Five years ago, one designer was buying finished goods to resell online and making $200,000 in profit. She dropped out of college because there was nothing more to learn that she didn’t already do herself. Carl was already profitable by the time he enrolled in NYU Stern. A job is to support yourself and make money, but it is also the best form of education.
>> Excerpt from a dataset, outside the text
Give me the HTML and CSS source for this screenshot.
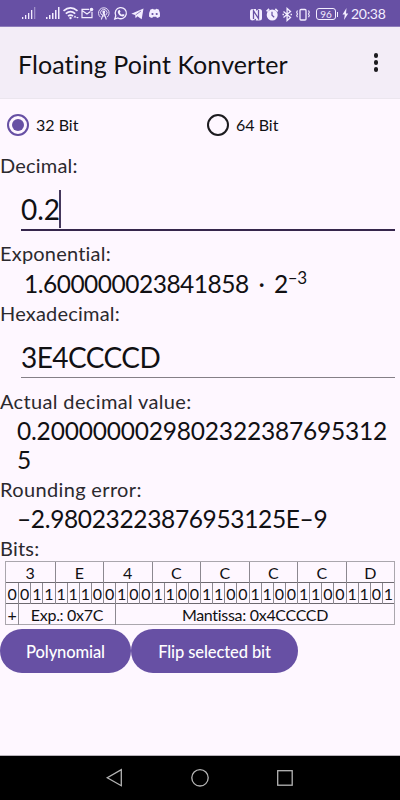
FILE: index.html
```
<!DOCTYPE html>
<html lang="en">

<head>
    <meta charset="UTF-8">
    <meta name="viewport" content="width=device-width, initial-scale=1.0">
    <title>Floating Point Konverter</title>
    <link rel="stylesheet" href="styles.css">
</head>

<body>
    <div class="status-bar">
        <svg class="status-icons" width="146" height="26" viewBox="0 0 146 26">
            <!-- signal bars -->
            <g fill="#f3edff">
                <path d="M0 17h1.300v2H0zM3 15h1.300v4H3zM6 13h1.300v6H6zM9 10h1.300v9H9z" />
                <path d="M12 7h1.300v12H12z" opacity=".4" />
                <path d="M24 17h1.500v2H24zM27 15h1.500v4H27zM30 13h1.500v6H30zM33 10h1.500v9H33zM36 7h1.500v12H36z" />
            </g>
            <!-- wifi -->
            <g fill="none" stroke="#f3edff" stroke-width="1.700">
                <path d="M41.500 10.800q7-6 14 0M43.800 13.600q4.700-4 9.400 0M46 16.200q2.500-2 5 0" />
            </g>
            <circle cx="48.500" cy="18" r="1.200" fill="#f3edff" />
            <path d="M53 15.500l1.500 2h-3zM55.500 18.500l-1.200-1.500h2.400z" fill="#f3edff" />
            <!-- mail -->
            <path d="M67 9.300h-7v8.400h10v-6M60 10.500l5 3.500 3.500-2.500" fill="none" stroke="#f3edff" stroke-width="1.200" />
            <circle cx="69.500" cy="9.500" r="1.800" fill="#f3edff" />
            <!-- antenna -->
            <g fill="none" stroke="#f3edff">
                <path d="M78.500 17.200a5.300 5.300 0 1 1 6.600 0M79.700 15a3.200 3.200 0 1 1 4.200 0" stroke-width=".9" />
                <path d="M81.800 12.500l-2.500 7M81.800 12.500l2.500 7M80.700 16h2.400" stroke-width="1.100" />
            </g>
            <circle cx="81.800" cy="12" r="1.400" fill="#f3edff" />
            <!-- whatsapp -->
            <path d="M92.800 19l1-3.300a5.600 5.600 0 1 1 2.200 2.300z" fill="none" stroke="#f3edff" stroke-width="1.300" />
            <path d="M96.500 10.200l1.300-.2.700 1.800-.7.900q.8 1.400 2.200 2l.9-.8 1.700.9q-.2 2-2.200 1.800-4.100-1.200-4.700-4.700z" fill="#f3edff" />
            <!-- telegram -->
            <path d="M109.300 13.700L121.500 8.500l-1.800 10.800-4.300-3.100-1.800 2-.5-3.300z" fill="#f3edff" />
            <path d="M113.500 15l5.500-4" stroke="#6750a4" stroke-width=".7" />
            <!-- discord -->
            <path d="M128.500 9.500l2.500-.8.700.9h1.800l.7-.9 2.500.8q1.600 2.900 1.300 7-1.500 1.400-3 1.500l-.8-1.200h-3.200l-.8 1.200q-1.700-.2-3.200-1.500-.2-4.100 1.500-7z" fill="#f3edff" />
            <circle cx="130.500" cy="14" r="1.100" fill="#6750a4" />
            <circle cx="134.700" cy="14" r="1.100" fill="#6750a4" />
        </svg>
        <div class="status-right">
            <svg width="62" height="26" viewBox="0 0 62 26">
                <!-- nfc -->
                <rect x="1" y="8" width="12" height="11.500" rx="2.500" fill="#f3edff" />
                <path d="M4.500 18V9.800l5 7.700V9" fill="none" stroke="#6750a4" stroke-width="1.300" />
                <path d="M3.500 19.700l3.500-2v2zM10.500 7.800l-3.500 2v-2z" fill="#6750a4" />
                <!-- alarm -->
                <circle cx="23.200" cy="14" r="5.500" fill="#f3edff" />
                <path d="M17.600 10.300l2.500-2.300M28.800 10.300l-2.500-2.300" stroke="#f3edff" stroke-width="1.700" />
                <path d="M23 10.700v3.500l2.200 2" fill="none" stroke="#6750a4" stroke-width="1.200" />
                <!-- bluetooth -->
                <path d="M34.500 10.500l7 6-3.400 3v-12l3.400 3-7 6" fill="none" stroke="#f3edff" stroke-width="1.300" />
                <path d="M33.500 13.500h1.500M41.500 13.500H43" stroke="#f3edff" stroke-width="1.300" />
                <!-- vibrate -->
                <rect x="51" y="8.500" width="6" height="10.500" rx="1" fill="none" stroke="#f3edff" stroke-width="1.300" />
                <path d="M48.500 9.500l-.8 1.700.8 1.700-.8 1.700.8 1.700M59.500 9.500l.8 1.700-.8 1.700.8 1.700-.8 1.700" fill="none" stroke="#f3edff" stroke-width="1.100" />
            </svg>
            <span class="battery">96</span>
            <svg class="bolt" width="9" height="12" viewBox="0 0 9 12">
                <path d="M5.500 0L1.500 6.500h2.300L3 12l4.200-6.500H5z" fill="#f3edff" />
            </svg>
            <span class="clock">20:38</span>
        </div>
    </div>

    <header class="app-bar">
        <h1>Floating Point Konverter</h1>
        <div class="menu-dots">
            <span></span>
            <span></span>
            <span></span>
        </div>
    </header>

    <main>
        <div class="radio-group">
            <div class="radio selected"><span class="radio-circle"></span><span>32 Bit</span></div>
            <div class="radio"><span class="radio-circle"></span><span>64 Bit</span></div>
        </div>

        <p class="label">Decimal:</p>
        <div class="input focused"><span>0.2</span><i class="cursor"></i></div>

        <p class="label exponential-label">Exponential:</p>
        <p class="value exponential"><span>1.600000023841858 · 2</span><sup>–3</sup></p>

        <p class="label">Hexadecimal:</p>
        <div class="input hex"><span>3E4CCCCD</span></div>

        <p class="label actual-label">Actual decimal value:</p>
        <p class="value actual">0.20000000298023223876953125</p>

        <p class="label error-label">Rounding error:</p>
        <p class="value error">–2.98023223876953125E–9</p>

        <p class="label bits-label">Bits:</p>
        <div class="bits">
            <div class="bits-row nibbles">
                <span>3</span><span>E</span><span>4</span><span>C</span><span>C</span><span>C</span><span>C</span><span>D</span>
            </div>
            <div class="bits-row single">
                <span>0</span><span>0</span><span>1</span><span>1</span><span>1</span><span>1</span><span>1</span><span>0</span>
                <span>0</span><span>1</span><span>0</span><span>0</span><span>1</span><span>1</span><span>0</span><span>0</span>
                <span>1</span><span>1</span><span>0</span><span>0</span><span>1</span><span>1</span><span>0</span><span>0</span>
                <span>1</span><span>1</span><span>0</span><span>0</span><span>1</span><span>1</span><span>0</span><span>1</span>
            </div>
            <div class="bits-row parts">
                <span>+</span><span>Exp.: 0x7C</span><span>Mantissa: 0x4CCCCD</span>
            </div>
        </div>

        <div class="buttons">
            <button class="polynomial">Polynomial</button>
            <button class="flip">Flip selected bit</button>
        </div>
    </main>

    <nav class="nav-bar">
        <svg width="400" height="44" viewBox="0 0 400 44" fill="none" stroke="#b5b5b5" stroke-width="1.300">
            <path d="M121.300 13.700v16L107.300 21.800z" />
            <circle cx="200" cy="21.800" r="8.200" />
            <rect x="277.700" y="14.700" width="14.500" height="14.500" />
        </svg>
    </nav>
</body>

</html>
```
FILE: styles.css
```
* {
    box-sizing: border-box;
}

body {
    font-family: Lato, "Liberation Sans", sans-serif;
    font-variant-ligatures: none;
    background-color: #fef7ff;
    color: #111013;
    margin: 0;
    height: 800px;
    display: flex;
    flex-direction: column;
    overflow: hidden;
}

p,
h1 {
    margin: 0;
    font-weight: 400;
}

.status-bar {
    height: 27px;
    background-color: #6750a4;
    color: #f3edff;
    display: flex;
    justify-content: space-between;
    padding: 0 15px 0 22px;
    border-bottom: 1px solid #8d7cba;
}

.status-icons {
    flex: none;
}

.status-right {
    display: flex;
    align-items: center;
    height: 26px;
    margin-top: 1px;
}

.status-right svg {
    margin-top: -1px;
}

.battery {
    width: 20px;
    height: 12px;
    margin-left: 5px;
    border: 1px solid #f3edff;
    border-radius: 3px;
    font-size: 10px;
    line-height: 10px;
    text-align: center;
    position: relative;
}

.battery::after {
    content: "";
    position: absolute;
    right: -3px;
    top: 3px;
    width: 1px;
    height: 5px;
    background-color: #f3edff;
}

.status-right .bolt {
    margin: 0 0 0 5px;
}

.clock {
    font-size: 14px;
    width: 34px;
    margin-left: 1px;
    line-height: 26px;
    letter-spacing: -0.3px;
}

.app-bar {
    height: 72px;
    background-color: #f3edf7;
    border-bottom: 1px solid #ebe6ee;
    display: flex;
    justify-content: space-between;
    padding: 0 22px 0 18px;
}

.app-bar h1 {
    font-size: 25px;
    line-height: 74px;
    letter-spacing: 0.08px;
    white-space: nowrap;
}

.menu-dots {
    display: flex;
    flex-direction: column;
    gap: 2.5px;
    padding-top: 26px;
}

.menu-dots span {
    width: 4.5px;
    height: 4.5px;
    border-radius: 50%;
    background-color: #1c1b1f;
}

main {
    flex: 1;
}

.radio-group {
    display: grid;
    grid-template-columns: 200px 200px;
    height: 51px;
}

.radio {
    display: flex;
    align-items: center;
    gap: 7px;
    padding-left: 7px;
    font-size: 16px;
}

.radio-circle {
    width: 22px;
    height: 22px;
    border: 2px solid #1c1b1f;
    border-radius: 50%;
    display: flex;
    align-items: center;
    justify-content: center;
}

.selected .radio-circle {
    border-color: #6750a4;
}

.selected .radio-circle::after {
    content: "";
    width: 12px;
    height: 12px;
    border-radius: 50%;
    background-color: #6750a4;
}

.label {
    font-size: 20px;
    height: 30px;
    line-height: 30px;
    letter-spacing: 0.2px;
    color: #2b292e;
    white-space: nowrap;
}

.value {
    font-size: 24.5px;
    line-height: 29px;
    white-space: nowrap;
}

.input {
    height: 51px;
    margin-left: 21px;
    margin-right: 5px;
    padding-top: 8px;
    border-bottom: 1px solid #858087;
    font-size: 28px;
    display: flex;
    align-items: center;
}

.focused {
    border-bottom: 2px solid #35264c;
}

.cursor {
    width: 2px;
    height: 38px;
    margin-left: -1px;
    background-color: #45375c;
}

.exponential-label {
    margin-top: 7px;
}

.exponential {
    padding-left: 24px;
    height: 30px;
    line-height: 31px;
    letter-spacing: -0.5px;
    word-spacing: 4px;
}

.exponential sup {
    font-size: 17px;
    line-height: 0;
    vertical-align: 9px;
}

.hex {
    height: 50px;
    letter-spacing: -0.55px;
}

.actual-label {
    margin-top: 8px;
    letter-spacing: 0.35px;
}

.actual {
    padding-left: 17px;
    width: 394px;
    white-space: normal;
    word-break: break-all;
    letter-spacing: -0.19px;
}

.error-label {
    letter-spacing: 0.35px;
}

.error {
    padding-left: 17px;
    letter-spacing: -0.35px;
}

.bits-label {
    height: 28px;
}

.bits {
    margin: 0 5px;
    border: 1px solid #aaa6ad;
    border-bottom: 0;
    font-size: 16px;
    line-height: 21px;
    text-align: center;
}

.bits-row {
    display: grid;
    height: 21px;
    border-bottom: 1px solid #aaa6ad;
}

.bits-row span {
    border-left: 1px solid #8c8890;
    white-space: nowrap;
}

.bits-row span:first-child {
    border-left: 0;
}

.nibbles {
    grid-template-columns: repeat(8, 1fr);
    border-bottom-color: #6d6970;
}

.single {
    grid-template-columns: repeat(32, minmax(0, 1fr));
    border-bottom-color: #6d6970;
}

.parts {
    grid-template-columns: 12px 97px 1fr;
    letter-spacing: -0.3px;
}

.buttons {
    display: flex;
    margin-top: 4px;
}

.buttons button {
    height: 44px;
    border: 0;
    border-radius: 22px;
    background-color: #6750a4;
    color: #fff;
    font-family: inherit;
    font-size: 16.5px;
    font-weight: 500;
    padding: 2px 0 0;
    letter-spacing: -0.1px;
    white-space: nowrap;
}

.polynomial {
    width: 131px;
}

.flip {
    width: 167px;
}

.nav-bar {
    height: 45px;
    background-color: #000;
    border-top: 1px solid #b8b3ba;
}
```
In addition to acquiring her father’s strong work ethic, Elyse also picked up an appreciation for the old garment industry’s uncensored humor. She readily shares the time when her father told the drag queen who shops at the warehouse, “I tell everyone that the best set of tits comes with a nice pair of balls!” Elyse’s and Carl’s tenacity and discipline with a touch of jocularity make them ideal business partners.

 
 
 
 
 
 
 
 

Elyse lives in Florida but returns to New York once or twice a month when a big customer is scheduled to visit. She would watch the business through cameras that would stream live feed to her phone and call the office to ask her father, why are you in the back doing that? Or to remind him that he forgot to open the gate. One day, the camera feed mysteriously went out. Carl later said to her, “I’ve been in business for seventy years. I don’t need you to manage me from Florida!”

 

Author’s Note:

One week after the interview, before this profile was completed, Carl was told his lease would not be renewed after 66 years as a tenant at 16 W 36th Street. Carl, who is 82, and continues to work 6 days a week, (only allowing himself one vacation a year to go fishing) hoped to spend the remainder of his career in the building he started in but was not given an option to negotiate a new contract. The building managers prefer to have a different (non-garment related) clientele. This occurrence is unfortunately not uncommon in New York’s Garment District. 2013 was the first year the number of non-garment related business outnumbered garment-related businesses and that number continues to rise. In the past three years alone, 13 of Carl’s friends have gone out of business.

After six months of searching, CJS Sales signed a lease at 390 5th Ave, the same block as their current location. The new space is double their current monthly rent for only a quarter of their square footage but Carl and Elyse are thrilled to continue to call the Garment District home.

They thought about relocating to Staten Island, Long Island City, and Brooklyn and were offered a space in New Jersey but declined it.

“Economically, the decision to remain in the neighborhood doesn’t make sense because it is too expensive,” said Carl. “ I made the decision instinctively. I have customers carrying 45 pounds of supplies out the door. Am I going to made them travel further?”

CJS Sales is a block away from eight subway lines, two blocks away from Penn Station and in walking distance from Grand Central Terminal. Carl and Elyse decided to take less space and pay a premium to stay in the neighborhood because their customers always come first.